> **Data shown**

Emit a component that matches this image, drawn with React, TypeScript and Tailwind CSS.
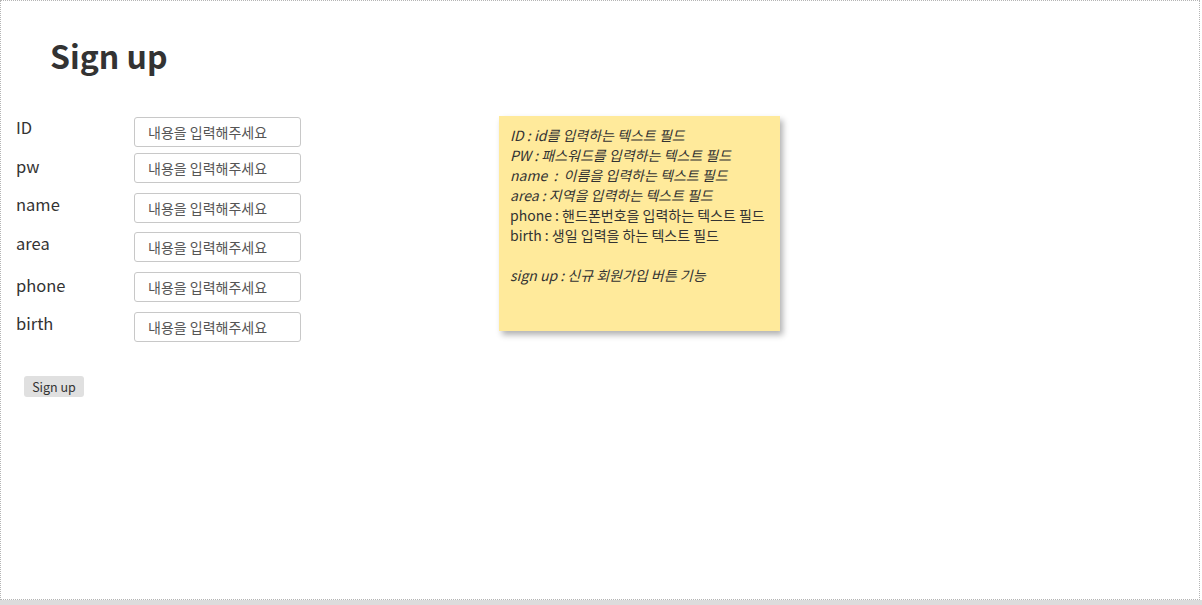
const fields = [
  { label: 'ID', rowClass: 'mt-0', labelClass: '-mt-[10px]' },
  { label: 'pw', rowClass: 'mt-[6px]', labelClass: '-mt-[4px]' },
  { label: 'name', rowClass: 'mt-[10px]', labelClass: '-mt-[9px]' },
  { label: 'area', rowClass: 'mt-[9px]', labelClass: '-mt-[9px]' },
  { label: 'phone', rowClass: 'mt-[10px]', labelClass: '-mt-[4px]' },
  { label: 'birth', rowClass: 'mt-[10px]', labelClass: '-mt-[9px]' },
]

const notes = [
  { key: 'ID', text: 'ID : id를 입력하는 텍스트 필드', italic: true },
  { key: 'PW', text: 'PW : 패스워드를 입력하는 텍스트 필드', italic: true },
  { key: 'name', text: 'name  :  이름을 입력하는 텍스트 필드', italic: true },
  { key: 'area', text: 'area : 지역을 입력하는 텍스트 필드', italic: true },
  { key: 'phone', text: 'phone : 핸드폰번호을 입력하는 텍스트 필드', italic: false },
  { key: 'birth', text: 'birth : 생일 입력을 하는 텍스트 필드', italic: false },
  { key: 'blank', text: '\u00a0', italic: false },
  { key: 'signup', text: 'sign up : 신규 회원가입 버튼 기능', italic: true },
]

const App = () => {
  return (
    <div
      className="w-[1202px] h-[605px] overflow-hidden bg-white text-[#333]"
      style={{ fontFamily: '"Noto Sans CJK KR", "Noto Sans", sans-serif' }}
    >
      <div className="w-[1200px] h-[600px] border border-dotted border-[#b5b5b5] bg-white">
        <h1 className="pl-[49px] pt-[35px] text-[32px] font-bold leading-[39px] text-[#333]">
          Sign up
        </h1>

        <div className="mt-[42px] flex items-start">
          <div className="w-[498px] pl-[15px]">
            {fields.map(field => (
              <div key={field.label} className={`flex h-[30px] items-center ${field.rowClass}`}>
                <span className={`w-[118px] text-[16.5px] leading-[22px] ${field.labelClass}`}>
                  {field.label}
                </span>
                <input
                  type="text"
                  placeholder="내용을 입력해주세요"
                  className="h-[30px] w-[167px] rounded-[3px] border border-[#c8c8c8] bg-white pl-[13px] text-[14px] text-[#555] outline-none placeholder:text-[#555]"
                />
              </div>
            ))}

            <button
              type="button"
              className="ml-[8px] mt-[34px] h-[21px] w-[60px] rounded-[3px] bg-[#e0e0e0] text-[12.5px] leading-[21px] text-[#333]"
            >
              Sign up
            </button>
          </div>

          <div className="-mt-[1px] h-[215px] w-[281px] bg-[#ffea9b] pl-[11px] pt-[9px] text-[14px] leading-[20px] text-[#333] shadow-[3px_4px_6px_rgba(0,0,0,0.3)]">
            {notes.map(note => (
              <p key={note.key} className={`whitespace-pre ${note.italic ? 'italic' : ''}`}>
                {note.text}
              </p>
            ))}
          </div>
        </div>
      </div>
      <div className="h-[5px] w-full bg-[#dcdcdc]" />
    </div>
  )
}

export default App
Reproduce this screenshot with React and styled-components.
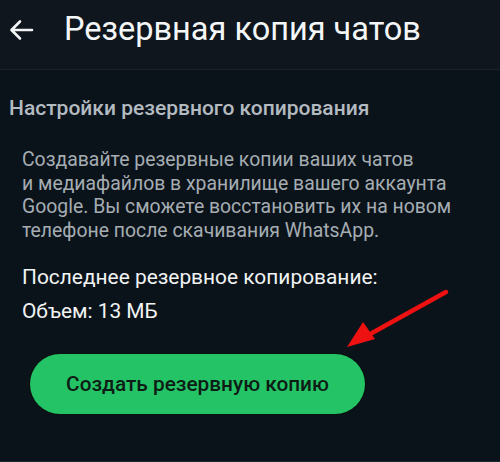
import React from "react";
import styled, { createGlobalStyle } from "styled-components";

const Global = createGlobalStyle`
  html, body { margin: 0; padding: 0; background: #0b131a; }
  body { font-family: Roboto, "Noto Sans", Arial, sans-serif; -webkit-font-smoothing: antialiased; }
`;

const Screen = styled.div`
  position: relative;
  width: 500px;
  height: 462px;
  background: #0b131a;
  overflow: hidden;
  border-bottom: 1px solid #1c2830;
  box-sizing: border-box;
`;

const Header = styled.header`
  height: 70px;
  display: flex;
  align-items: center;
  padding: 0 0 10px 9px;
  background: #0f161d;
  border-bottom: 1px solid #1a2229;
  box-sizing: border-box;
`;

const BackButton = styled.button`
  display: flex;
  align-items: center;
  justify-content: center;
  background: none;
  border: 0;
  padding: 0;
  width: 25px;
  height: 24px;
  color: #f2f4f5;
`;

const Title = styled.h1`
  margin: 0 0 0 30px;
  font-size: 32.5px;
  font-weight: 400;
  color: #f4f6f7;
  line-height: 1;
`;

const Content = styled.main`
  display: flex;
  flex-direction: column;
  padding: 26px 0 0 9px;
`;

const SectionTitle = styled.h2`
  margin: 0;
  font-size: 21px;
  font-weight: 500;
  color: #b3bbc1;
  line-height: 24px;
`;

const Description = styled.p`
  margin: 28px 0 0 13px;
  font-size: 19.4px;
  line-height: 23.5px;
  color: #a5adb3;
  width: 470px;
`;

const InfoLine = styled.div`
  margin: ${(p) => p.$top}px 0 0 13px;
  font-size: 20.9px;
  line-height: 24px;
  color: #f1f3f4;
`;

const PrimaryButton = styled.button`
  margin: 31px 0 0 21px;
  width: 335px;
  height: 60px;
  border: 0;
  border-radius: 30px;
  background: #24c365;
  color: #0d1c15;
  font-family: inherit;
  font-size: 20.8px;
  font-weight: 500;
  box-shadow: 0 0 0 1px #0a110e;
`;

const Annotation = styled.svg`
  position: absolute;
  left: 0;
  top: 0;
  pointer-events: none;
`;

export default function App() {
  return (
    <>
      <Global />
      <Screen>
        <Header>
          <BackButton aria-label="Назад">
            <svg width="25" height="22" viewBox="0 0 25 22" fill="none">
              <path d="M23 11H3M11 2.5L2.5 11L11 19.5" stroke="currentColor" strokeWidth="2.6" strokeLinecap="round" strokeLinejoin="round" />
            </svg>
          </BackButton>
          <Title>Резервная копия чатов</Title>
        </Header>
        <Content>
          <SectionTitle>Настройки резервного копирования</SectionTitle>
          <Description>
            Создавайте резервные копии ваших чатов
            <br />
            и медиафайлов в хранилище вашего аккаунта
            <br />
            Google. Вы сможете восстановить их на новом
            <br />
            телефоне после скачивания WhatsApp.
          </Description>
          <InfoLine $top={23}>Последнее резервное копирование:</InfoLine>
          <InfoLine $top={10}>Объем: 13 МБ</InfoLine>
          <PrimaryButton>Создать резервную копию</PrimaryButton>
        </Content>
        <Annotation width="500" height="462" viewBox="0 0 500 462">
          <line x1="446" y1="292" x2="372" y2="333" stroke="#ee1111" strokeWidth="4.5" strokeLinecap="round" />
          <polygon points="347,347 363,322 375,339" fill="#ee1111" />
        </Annotation>
      </Screen>
    </>
  );
}
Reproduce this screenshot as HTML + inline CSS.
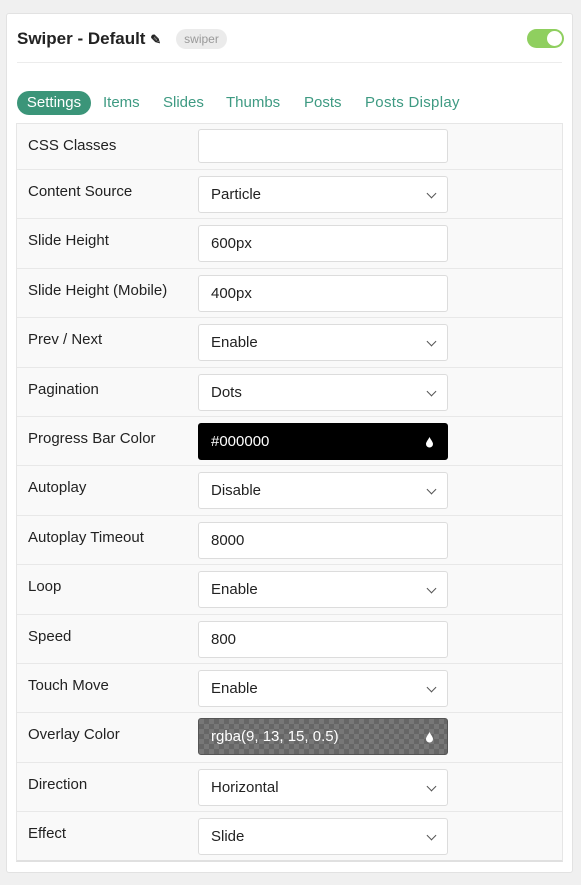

> **Aim**
What you return should match the records above word for word, minus the pictures.

> **Response below**
Emit a component that matches this image, drawn with React, TypeScript and Tailwind CSS.
const fields = [
  { label: 'ID', rowClass: 'mt-0', labelClass: '-mt-[10px]' },
  { label: 'pw', rowClass: 'mt-[6px]', labelClass: '-mt-[4px]' },
  { label: 'name', rowClass: 'mt-[10px]', labelClass: '-mt-[9px]' },
  { label: 'area', rowClass: 'mt-[9px]', labelClass: '-mt-[9px]' },
  { label: 'phone', rowClass: 'mt-[10px]', labelClass: '-mt-[4px]' },
  { label: 'birth', rowClass: 'mt-[10px]', labelClass: '-mt-[9px]' },
]

const notes = [
  { key: 'ID', text: 'ID : id를 입력하는 텍스트 필드', italic: true },
  { key: 'PW', text: 'PW : 패스워드를 입력하는 텍스트 필드', italic: true },
  { key: 'name', text: 'name  :  이름을 입력하는 텍스트 필드', italic: true },
  { key: 'area', text: 'area : 지역을 입력하는 텍스트 필드', italic: true },
  { key: 'phone', text: 'phone : 핸드폰번호을 입력하는 텍스트 필드', italic: false },
  { key: 'birth', text: 'birth : 생일 입력을 하는 텍스트 필드', italic: false },
  { key: 'blank', text: '\u00a0', italic: false },
  { key: 'signup', text: 'sign up : 신규 회원가입 버튼 기능', italic: true },
]

const App = () => {
  return (
    <div
      className="w-[1202px] h-[605px] overflow-hidden bg-white text-[#333]"
      style={{ fontFamily: '"Noto Sans CJK KR", "Noto Sans", sans-serif' }}
    >
      <div className="w-[1200px] h-[600px] border border-dotted border-[#b5b5b5] bg-white">
        <h1 className="pl-[49px] pt-[35px] text-[32px] font-bold leading-[39px] text-[#333]">
          Sign up
        </h1>

        <div className="mt-[42px] flex items-start">
          <div className="w-[498px] pl-[15px]">
            {fields.map(field => (
              <div key={field.label} className={`flex h-[30px] items-center ${field.rowClass}`}>
                <span className={`w-[118px] text-[16.5px] leading-[22px] ${field.labelClass}`}>
                  {field.label}
                </span>
                <input
                  type="text"
                  placeholder="내용을 입력해주세요"
                  className="h-[30px] w-[167px] rounded-[3px] border border-[#c8c8c8] bg-white pl-[13px] text-[14px] text-[#555] outline-none placeholder:text-[#555]"
                />
              </div>
            ))}

            <button
              type="button"
              className="ml-[8px] mt-[34px] h-[21px] w-[60px] rounded-[3px] bg-[#e0e0e0] text-[12.5px] leading-[21px] text-[#333]"
            >
              Sign up
            </button>
          </div>

          <div className="-mt-[1px] h-[215px] w-[281px] bg-[#ffea9b] pl-[11px] pt-[9px] text-[14px] leading-[20px] text-[#333] shadow-[3px_4px_6px_rgba(0,0,0,0.3)]">
            {notes.map(note => (
              <p key={note.key} className={`whitespace-pre ${note.italic ? 'italic' : ''}`}>
                {note.text}
              </p>
            ))}
          </div>
        </div>
      </div>
      <div className="h-[5px] w-full bg-[#dcdcdc]" />
    </div>
  )
}

export default App
Reproduce this screenshot with React and styled-components.
import React from "react";
import styled, { createGlobalStyle } from "styled-components";

const Global = createGlobalStyle`
  html, body { margin: 0; padding: 0; background: #0b131a; }
  body { font-family: Roboto, "Noto Sans", Arial, sans-serif; -webkit-font-smoothing: antialiased; }
`;

const Screen = styled.div`
  position: relative;
  width: 500px;
  height: 462px;
  background: #0b131a;
  overflow: hidden;
  border-bottom: 1px solid #1c2830;
  box-sizing: border-box;
`;

const Header = styled.header`
  height: 70px;
  display: flex;
  align-items: center;
  padding: 0 0 10px 9px;
  background: #0f161d;
  border-bottom: 1px solid #1a2229;
  box-sizing: border-box;
`;

const BackButton = styled.button`
  display: flex;
  align-items: center;
  justify-content: center;
  background: none;
  border: 0;
  padding: 0;
  width: 25px;
  height: 24px;
  color: #f2f4f5;
`;

const Title = styled.h1`
  margin: 0 0 0 30px;
  font-size: 32.5px;
  font-weight: 400;
  color: #f4f6f7;
  line-height: 1;
`;

const Content = styled.main`
  display: flex;
  flex-direction: column;
  padding: 26px 0 0 9px;
`;

const SectionTitle = styled.h2`
  margin: 0;
  font-size: 21px;
  font-weight: 500;
  color: #b3bbc1;
  line-height: 24px;
`;

const Description = styled.p`
  margin: 28px 0 0 13px;
  font-size: 19.4px;
  line-height: 23.5px;
  color: #a5adb3;
  width: 470px;
`;

const InfoLine = styled.div`
  margin: ${(p) => p.$top}px 0 0 13px;
  font-size: 20.9px;
  line-height: 24px;
  color: #f1f3f4;
`;

const PrimaryButton = styled.button`
  margin: 31px 0 0 21px;
  width: 335px;
  height: 60px;
  border: 0;
  border-radius: 30px;
  background: #24c365;
  color: #0d1c15;
  font-family: inherit;
  font-size: 20.8px;
  font-weight: 500;
  box-shadow: 0 0 0 1px #0a110e;
`;

const Annotation = styled.svg`
  position: absolute;
  left: 0;
  top: 0;
  pointer-events: none;
`;

export default function App() {
  return (
    <>
      <Global />
      <Screen>
        <Header>
          <BackButton aria-label="Назад">
            <svg width="25" height="22" viewBox="0 0 25 22" fill="none">
              <path d="M23 11H3M11 2.5L2.5 11L11 19.5" stroke="currentColor" strokeWidth="2.6" strokeLinecap="round" strokeLinejoin="round" />
            </svg>
          </BackButton>
          <Title>Резервная копия чатов</Title>
        </Header>
        <Content>
          <SectionTitle>Настройки резервного копирования</SectionTitle>
          <Description>
            Создавайте резервные копии ваших чатов
            <br />
            и медиафайлов в хранилище вашего аккаунта
            <br />
            Google. Вы сможете восстановить их на новом
            <br />
            телефоне после скачивания WhatsApp.
          </Description>
          <InfoLine $top={23}>Последнее резервное копирование:</InfoLine>
          <InfoLine $top={10}>Объем: 13 МБ</InfoLine>
          <PrimaryButton>Создать резервную копию</PrimaryButton>
        </Content>
        <Annotation width="500" height="462" viewBox="0 0 500 462">
          <line x1="446" y1="292" x2="372" y2="333" stroke="#ee1111" strokeWidth="4.5" strokeLinecap="round" />
          <polygon points="347,347 363,322 375,339" fill="#ee1111" />
        </Annotation>
      </Screen>
    </>
  );
}
Reproduce this screenshot as HTML + inline CSS.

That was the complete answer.